Optimized element buffer
The index data in an XNALara format file is always uint32_t, allowing a mesh to contain up to 2^32 vertices (a bit over four billion). In reality meshes aren’t that large; even more than 65,535 vertices are, as far as I can tell, nonexistent. That means of the four byte, two to three are always zero, and thus a waste of space.
So I’m discarding them. For meshes with less than 256 vertices, the element buffer now uses uint8_t; for ones above that but with less than 65,535 vertices, it uses uint16_t. Ones above that remain at uint32_t, in theory, but I’ve not yet seen a model that requires that.
(In regards to the optimization above: Meshes with the same vertex buffer format, but different element buffer sizes, count as different and get different vertex buffers. I’m not sure that’s the right call, but it doesn’t seem to hurt that much either.)
Optimized vertex buffer
This one took more work. All data in the vertex section is single-precision float, which is certainly the most precise method of storing this information that makes any sense at all. But that’s excessive. Most of the data doesn’t need that range. So now the vertex formats are dynamically changed:
- Position stays at three floats (was and is twelve bytes).
- Normal is changed to GL_INT_2_10_10_10_REV, using normalized integers (was twelve bytes, is now four).
- Color is and was four bytes
- Tex coords are now half floats. I was going to go with int16_t, but that maps to the [-1,+1] range, and some models use higher values (and insist on tiling). I’m not sure the precision of a half float is actually high enough, but so far it seems to work. Oh, and my conversion code contains a few things that could technically be classified as quirks; in particular, anything that would map to a denormal is flushed to zero, and too large values (are correctly) mapped to ±infinity, but so is NaN. The OpenGL specification gives no guarantee that such values would be handled in any way at all, so I figured I didn’t need to care. Anyway: Was eight bytes per layer, is now four. (Most models have one layer, a few rare ones have two)
- Tangents are kind of like normals, and so they get treated the same way. Of course tangents have a fourth component, but only the sign is relevant, and that is easily stuffed into the remaining two bits of GL_INT_2_10_10_10_REV. So now I’m using that. Note that this requires me to normalize all tangents on loading, because some models don’t have that before. Fun stuff. Was sixteen bytes per layer, is now four - if the model has tangents at all, which some XPS ones don’t.
- Relative bone weights are an incredibly obvious candidate for converting to uint16_t, and that’s what I did. Was sixteen bytes (for poseable models), is now eight.
That means at least eight bytes saved per vertex (static model, no tangents), at best 48 (poseable, two sets of tex coords.

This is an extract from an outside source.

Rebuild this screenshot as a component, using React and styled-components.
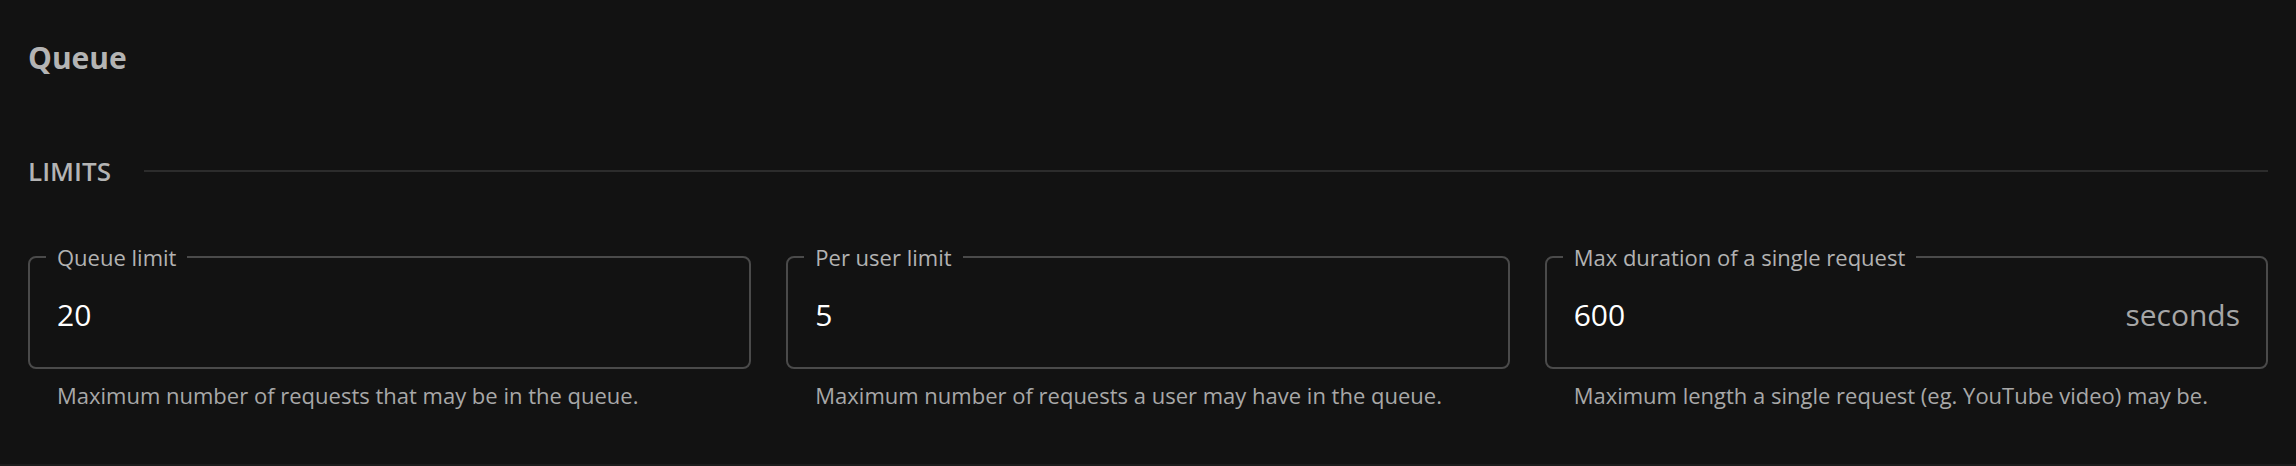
import React from 'react';
import styled, { createGlobalStyle } from 'styled-components';

const GlobalStyle = createGlobalStyle`
    html, body {
        margin: 0;
        padding: 0;
        background: #121212;
    }
    * {
        box-sizing: border-box;
    }
`

const Page = styled.div`
    height: 466px;
    padding: 40px 28px 0 28px;
    background: #121212;
    border-bottom: 2px solid #1c1c1c;
    font-family: 'Open Sans', 'Liberation Sans', sans-serif;
`

const Title = styled.h1`
    margin: 0;
    font-size: 30px;
    line-height: 36px;
    font-weight: 700;
    color: #b4b4b4;
`

const SectionHeader = styled.div`
    display: flex;
    align-items: center;
    gap: 33px;
    margin-top: 78px;
`

const SectionTitle = styled.h2`
    margin: 0;
    font-size: 26px;
    line-height: 34px;
    font-weight: 600;
    color: #b4b4b4;
`

const Rule = styled.div`
    flex: 1;
    height: 2px;
    background: #2c2c2c;
`

const Fields = styled.div`
    display: grid;
    grid-template-columns: repeat(3, 1fr);
    gap: 35px;
    margin-top: 56px;
`

const Field = styled.div`
    display: flex;
    flex-direction: column;
`

const Box = styled.fieldset`
    margin: 0;
    min-width: 0;
    padding: 0 26px 8px 16px;
    border: 2px solid #4a4a4a;
    border-radius: 8px;
`

const Legend = styled.legend`
    padding: 0 11px;
    font-size: 22px;
    line-height: 26px;
    color: #b2b2b2;
`

const InputRow = styled.div`
    height: 89px;
    display: flex;
    align-items: center;
    padding-left: 11px;
`

const Input = styled.input`
    flex: 1;
    min-width: 0;
    background: transparent;
    border: none;
    outline: none;
    padding: 0;
    font-family: inherit;
    font-size: 30px;
    line-height: 36px;
    color: #ffffff;
`

const Suffix = styled.span`
    font-size: 30px;
    line-height: 36px;
    color: #a6a6a6;
`

const Help = styled.p`
    margin: 13px 0 0 0;
    padding-left: 29px;
    font-size: 22px;
    line-height: 26px;
    color: #a8a8a8;
`

const fields = [
    { label: 'Queue limit', value: '20', help: 'Maximum number of requests that may be in the queue.' },
    { label: 'Per user limit', value: '5', help: 'Maximum number of requests a user may have in the queue.' },
    { label: 'Max duration of a single request', value: '600', suffix: 'seconds', help: 'Maximum length a single request (eg. YouTube video) may be.' },
]

const App = () => {
    return (
        <>
            <GlobalStyle />
            <Page>
                <Title>Queue</Title>
                <SectionHeader>
                    <SectionTitle>LIMITS</SectionTitle>
                    <Rule />
                </SectionHeader>
                <Fields>
                    {fields.map(f => (
                        <Field key={f.label}>
                            <Box>
                                <Legend>{f.label}</Legend>
                                <InputRow>
                                    <Input defaultValue={f.value} />
                                    {f.suffix && <Suffix>{f.suffix}</Suffix>}
                                </InputRow>
                            </Box>
                            <Help>{f.help}</Help>
                        </Field>
                    ))}
                </Fields>
            </Page>
        </>
    )
}

export default App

No idea if that’s actually a thing), and in the typical case (posable model, one texture layer) exactly 32 bytes per vertex, from 76 down to 44. That’s 40% less VRAM here. Not a lot in the grand scheme of things (most VRAM is and will always be taken up by textures), but hey, it doesn’t hurt.

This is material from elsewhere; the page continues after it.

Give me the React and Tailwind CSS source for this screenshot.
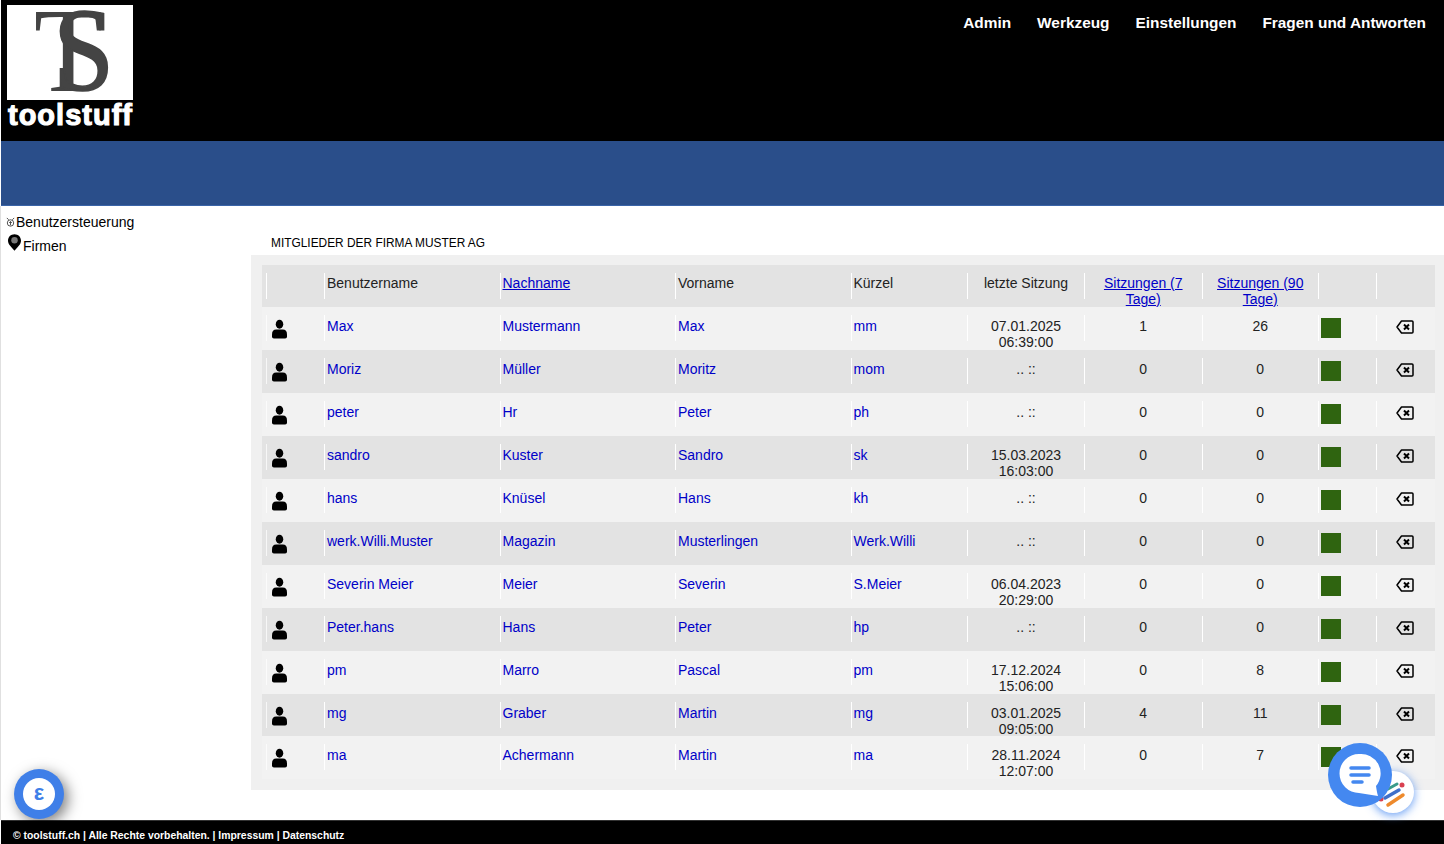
const members = [
	{ user: "Max", last: "Mustermann", first: "Max", short: "mm", date: "07.01.2025", time: "06:39:00", s7: "1", s90: "26" },
	{ user: "Moriz", last: "Müller", first: "Moritz", short: "mom", s7: "0", s90: "0" },
	{ user: "peter", last: "Hr", first: "Peter", short: "ph", s7: "0", s90: "0" },
	{ user: "sandro", last: "Kuster", first: "Sandro", short: "sk", date: "15.03.2023", time: "16:03:00", s7: "0", s90: "0" },
	{ user: "hans", last: "Knüsel", first: "Hans", short: "kh", s7: "0", s90: "0" },
	{ user: "werk.Willi.Muster", last: "Magazin", first: "Musterlingen", short: "Werk.Willi", s7: "0", s90: "0" },
	{ user: "Severin Meier", last: "Meier", first: "Severin", short: "S.Meier", date: "06.04.2023", time: "20:29:00", s7: "0", s90: "0" },
	{ user: "Peter.hans", last: "Hans", first: "Peter", short: "hp", s7: "0", s90: "0" },
	{ user: "pm", last: "Marro", first: "Pascal", short: "pm", date: "17.12.2024", time: "15:06:00", s7: "0", s90: "8" },
	{ user: "mg", last: "Graber", first: "Martin", short: "mg", date: "03.01.2025", time: "09:05:00", s7: "4", s90: "11" },
	{ user: "ma", last: "Achermann", first: "Martin", short: "ma", date: "28.11.2024", time: "12:07:00", s7: "0", s90: "7" },
];

const rowGrid =
	"grid grid-cols-[58px_175.5px_175.5px_175.5px_116.5px_117px_117.5px_116.5px_58px_59px] pl-1";
const cell = "border-l border-white h-[26px] pl-[2px] leading-4";
const centerCell = "border-l border-white h-[26px] text-center leading-4";

const UserIcon = () => (
	<svg viewBox="0 0 16 20" className="w-[15px] h-5 mt-[4px] ml-[5px]" fill="#000">
		<ellipse cx="8" cy="4.800" rx="4" ry="4.800" />
		<path d="M2 20 Q0 20 0 18 L0 15.500 Q0 10.500 4.500 10.500 L11.500 10.500 Q16 10.500 16 15.500 L16 18 Q16 20 14 20 Z" />
	</svg>
);

const DeleteIcon = () => (
	<svg viewBox="0 0 18 14" className="w-[18px] h-[14px] ml-[19px] mt-[5px]" fill="none" stroke="#000">
		<path d="M5.500 1 L16 1 Q17 1 17 2 L17 12 Q17 13 16 13 L5.500 13 L1 7 Z" strokeWidth="1.500" strokeLinejoin="round" />
		<path d="M8 4.500 L13 9.500 M13 4.500 L8 9.500" strokeWidth="2" />
	</svg>
);

const Logo = () => (
	<div className="w-[126px]">
		<div className="w-[126px] h-[95px] bg-white">
			<svg viewBox="0 0 126 95" className="w-full h-full overflow-visible">
				<text x="0" y="0" fontFamily="Liberation Serif" fontSize="112" fill="#444" transform="translate(27 86) scale(1 1.08)">
					T
				</text>
				<text x="0" y="0" fontFamily="Liberation Serif" fontSize="110" fill="#444" stroke="#444" strokeWidth="1.500" transform="translate(46 85) scale(1 1.08)">
					S
				</text>
			</svg>
		</div>
		<div className="text-white text-[29px] leading-[29px] font-bold tracking-[1px] [-webkit-text-stroke:1.100px_white] mt-[1px] ml-[1px]">
			toolstuff
		</div>
	</div>
);

const MemberRow = ({ m, index }) => (
	<div className={`${rowGrid} ${index === 9 ? "h-[42px]" : "h-[43px]"} pt-2 ${index % 2 === 0 ? "bg-[#f2f2f2]" : "bg-[#e3e3e3]"}`}>
		<div className="border-l border-white/70 h-[26px]">
			<UserIcon />
		</div>
		<div className={cell}>
			<a className="text-[#0000c8] block pt-[3px]">{m.user}</a>
		</div>
		<div className={cell}>
			<a className="text-[#0000c8] block pt-[3px]">{m.last}</a>
		</div>
		<div className={cell}>
			<a className="text-[#0000c8] block pt-[3px]">{m.first}</a>
		</div>
		<div className={cell}>
			<a className="text-[#0000c8] block pt-[3px]">{m.short}</a>
		</div>
		<div className={`${centerCell} pt-[3px]`}>
			{m.date ? (
				<>
					{m.date}
					<br />
					{m.time}
				</>
			) : (
				".. ::"
			)}
		</div>
		<div className={`${centerCell} pt-[3px]`}>{m.s7}</div>
		<div className={`${centerCell} pt-[3px]`}>{m.s90}</div>
		<div className="border-l border-white h-[26px] pl-[2px] pt-[3px]">
			<div className="w-5 h-5 bg-[#2f6410]" />
		</div>
		<div className="border-l border-white h-[26px]">
			<DeleteIcon />
		</div>
	</div>
);

export default function App() {
	return (
		<div className="h-[844px] flex flex-col font-['Liberation_Sans',Arial,sans-serif] text-[14px] text-[#222] bg-white overflow-hidden relative">
			<header className="ml-px h-[141px] bg-black flex justify-between pl-[6px] pt-[5px] pr-[18px]">
				<Logo />
				<nav className="flex gap-[26px] text-white text-[15.4px] font-bold pt-[9px] leading-[18px]">
					<a>Admin</a>
					<a>Werkzeug</a>
					<a>Einstellungen</a>
					<a>Fragen und Antworten</a>
				</nav>
			</header>
			<div className="ml-px h-[65px] bg-[#2a4e8a] border-b border-[#3a64a8]" />
			<main className="flex-1 flex border-l border-[#e0e0e0]">
				<aside className="w-[250px] text-black pt-[7px] pl-[4px]">
					<div className="flex items-center h-[18px]">
						<svg viewBox="0 0 12 12" className="w-[11px] h-[11px]" fill="none" stroke="#444" strokeWidth="1">
							<circle cx="6" cy="6.500" r="3.500" />
							<path d="M2 1 L4 3 M10 1 L8 3 M4.500 6 L7.500 6 M6 4.500 L6 9" />
						</svg>
						<span>Benutzersteuerung</span>
					</div>
					<div className="flex h-[20px] mt-[4px] ml-[3px]">
						<svg viewBox="0 0 14 18" className="w-[13px] h-[17px] -mt-[1px]">
							<path d="M7 0 C3 0 0 3 0 7 C0 11 4 14 7 18 C10 14 14 11 14 7 C14 3 11 0 7 0 Z" fill="#000" />
							<circle cx="7" cy="6.500" r="3.500" fill="#777" />
						</svg>
						<span className="ml-[2px] mt-[1px]">Firmen</span>
					</div>
				</aside>
				<section className="flex-1 min-w-0">
					<h2 className="h-[49px] pt-[30px] pl-[20px] text-[11.9px] leading-[14px] text-black">MITGLIEDER DER FIRMA MUSTER AG</h2>
					<div className="h-[535px] bg-[#f0f0f0] pl-[11px] pr-[9px] pt-[10px]">
						<div className={`${rowGrid} h-[42px] pt-2 bg-[#e3e3e3]`}>
							<div className={cell} />
							<div className={`${cell} pt-[2px]`}>Benutzername</div>
							<div className={`${cell} pt-[2px]`}>
								<a className="text-[#0000c8] underline">Nachname</a>
							</div>
							<div className={`${cell} pt-[2px]`}>Vorname</div>
							<div className={`${cell} pt-[2px]`}>Kürzel</div>
							<div className={`${centerCell} pt-[2px]`}>letzte Sitzung</div>
							<div className={`${centerCell} pt-[2px]`}>
								<a className="text-[#0000c8] underline">Sitzungen (7 Tage)</a>
							</div>
							<div className={`${centerCell} pt-[2px]`}>
								<a className="text-[#0000c8] underline">Sitzungen (90 Tage)</a>
							</div>
							<div className={cell} />
							<div className={cell} />
						</div>
						{members.map((m, i) => (
							<MemberRow key={m.user} m={m} index={i} />
						))}
					</div>
				</section>
			</main>
			<footer className="h-6 ml-px bg-black border-t border-[#333] text-white text-[10.4px] font-bold pl-3 pt-[8px] leading-[13px]">
				© toolstuff.ch | Alle Rechte vorbehalten. | Impressum | Datenschutz
			</footer>

			<div className="absolute left-[14px] top-[769px] w-[50px] h-[50px] rounded-full bg-[#3f7fe8] shadow-[4px_4px_14px_rgba(0,0,0,0.5)] flex items-center justify-center">
				<div className="w-[32px] h-[32px] rounded-full bg-white flex items-center justify-center text-[#3f7fe8] font-bold text-[22px] leading-none pb-[2px]">
					ε
				</div>
			</div>
			<div className="absolute left-[1372px] top-[771px] w-[42px] h-[42px] rounded-full bg-white shadow-[0_2px_10px_rgba(60,130,240,0.8)]">
				<svg viewBox="0 0 42 42" className="w-full h-full">
					<path d="M16 18 L25 13" stroke="#3a9a8a" strokeWidth="3" strokeLinecap="round" />
					<path d="M13 27 L27 19" stroke="#3f6fc8" strokeWidth="3.500" strokeLinecap="round" />
					<path d="M16 34 L31 24" stroke="#ee8a2c" strokeWidth="3.500" strokeLinecap="round" />
					<circle cx="30" cy="14" r="2.500" fill="#d94050" />
					<circle cx="9" cy="28" r="2.500" fill="#d94050" />
				</svg>
			</div>
			<div className="absolute left-[1328px] top-[743px] w-16 h-16 rounded-full bg-[#4488f0] flex items-center justify-center">
				<svg viewBox="0 0 44 44" className="w-[44px] h-[44px]">
					<path d="M21 1 A19.500 19.500 0 1 0 21 40 L40 43 Q39 40 38 33 A19.500 19.500 0 0 0 21 1 Z" fill="#fff" />
					<path d="M13 15 H31 M13 22 H31 M15 29 H24" stroke="#4488f0" strokeWidth="3.500" strokeLinecap="round" />
				</svg>
			</div>
		</div>
	);
}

This may be OS X-specific. Letting the driver generate mipmaps through glGenerateMipmap seems to allocate a lot of memory and never let go of it. I haven’t tested before, so this may be 10.10 specific (gonna install 10.11 once I have the time). Anyway, I changed that to calculating the mipmap layers myself, using the vImage framework, which ended up reducing total RAM usage by 100-200 MB depending on scene. I’m as surprised as you are.
I do still use glGenerateMipmap for DDS files, but only if they don’t have all the mipmap layers I need and only for the missing ones now. I could have calculated the mipmap layers manually for DDS files that contain uncompressed data, but I really didn’t care enough for this very rare special case.
MMapping mesh files
The way GLLara handles models is that it first reads the file (assuming it is binary) and stores it in memory. Then it uploads the file contents to VRAM. I’ve now added a huge conversion step in between, but according to tracing results it doesn’t hurt, and the basics are the same.

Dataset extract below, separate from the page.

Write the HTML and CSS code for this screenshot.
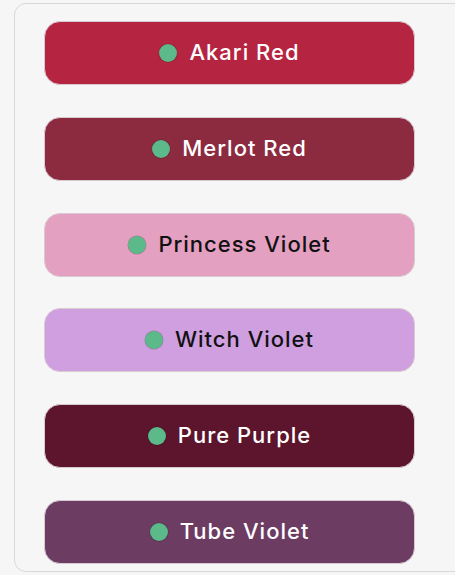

The problem is that the file contents are in RAM and stay in RAM. This isn’t really optional; I need them for all the export features. My change now was to read them using memory mapping instead of normal reads. The result is that this data can now simply be discarded when it needs to be paged out, which means it can leave main memory quickly, and will automatically be re-read if I ever need it again for anything.
The memory usage tracing tools I’m using don’t actually count such named file mappings against my memory usage, and tell me that I am now using about 30-50 MB less memory than before. That doesn’t really describe the reality of the situation of course, but in low-memory situations, this area of RAM can actually be considered more or less free now as long as nobody accesses it.
Sorting draw calls
You’d think it wouldn’t matter that much, but simply defining a total order on the meshes in an object (based on drawing data) and sorting them by that actually helps cut down the unnecessary state changes. Fascinating stuff.
Coalescing draw calls
So here’s where it gets good. For some models, especially scenery, there may be thousands of meshes that all use the same texture. They might differ in their render parameters, but usually won’t. Before, I generated one draw call for each. But now that I’ve sorted them, and that they’re using the same vertex array, I can simply identify runs with identical shader and render parameter values, and render them all at once using glMultiDrawElementsBaseVertex. For many models, that provides no benefit, or only a tiny one because both of Lara’s guns now get rendered in one draw call or something. But for those few big scenery ones, I got up to 300 meshes into the same draw call. The end result: A trace of one frame of a complex scene would be 10,000 function calls. Now I got it down to 800.
I’m not sure any of this really helps anything at all, but it sure was fun. I do have a few ideas for where I want to go next, but I don’t want to jinx anything by bringing them up too early. For what it’s worth, the performance problems were never really in the drawing anyway; they are in all the classic Cocoa code that takes place once I change a slider value somewhere. That’s gotta be the next main angle of attack.